Sample Input File	Sample Sequences File
actgactgaacgtacgtacgggcatcagctgactacttatcgtacgtagct	ctgaacgtac cagctgatgcccgtacg tacttatcg agctgatcgtgctagtacca tcagtcagt

Description

[20 pts.] Write a program that displays the prompt "Enter a line of text and I will print it in reverse", then reads from the keyboard a line of input (containing any number of characters including white space) terminated by the ('\n') character (see p. 83 of the text). Then create a String rev that represents the reverse of the line. Finally, output rev back to the console, on a line by itself.
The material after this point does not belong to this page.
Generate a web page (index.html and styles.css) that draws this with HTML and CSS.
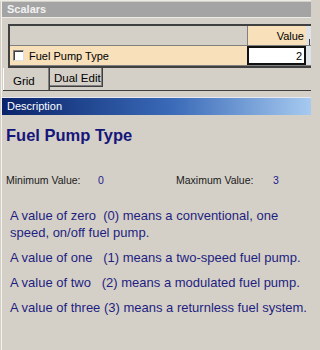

Provide within the documentation of your class the sample test cases that you used to validate the correctness of your program.

[15 pts.] Write a program that loads up a String from a file called "input.txt". Note that in Eclipse, you will need to create this file within the project where your homework is being written. To do this, follow these instructions:

Right-click on the Project, select New -> File. And when prompted, type the File Name "input.txt". Note that you will create your file as a direct child of the Project on which you had right-clicked.

By placing the File here, you make it possible to easily read the file by the statement:

Scanner sc = new Scanner (new File ("input.txt"));

Then you can read Strings and the like from this scanner object in the same way as shown in class.

Check out the oct-31 package for an example of loading Strings from a file.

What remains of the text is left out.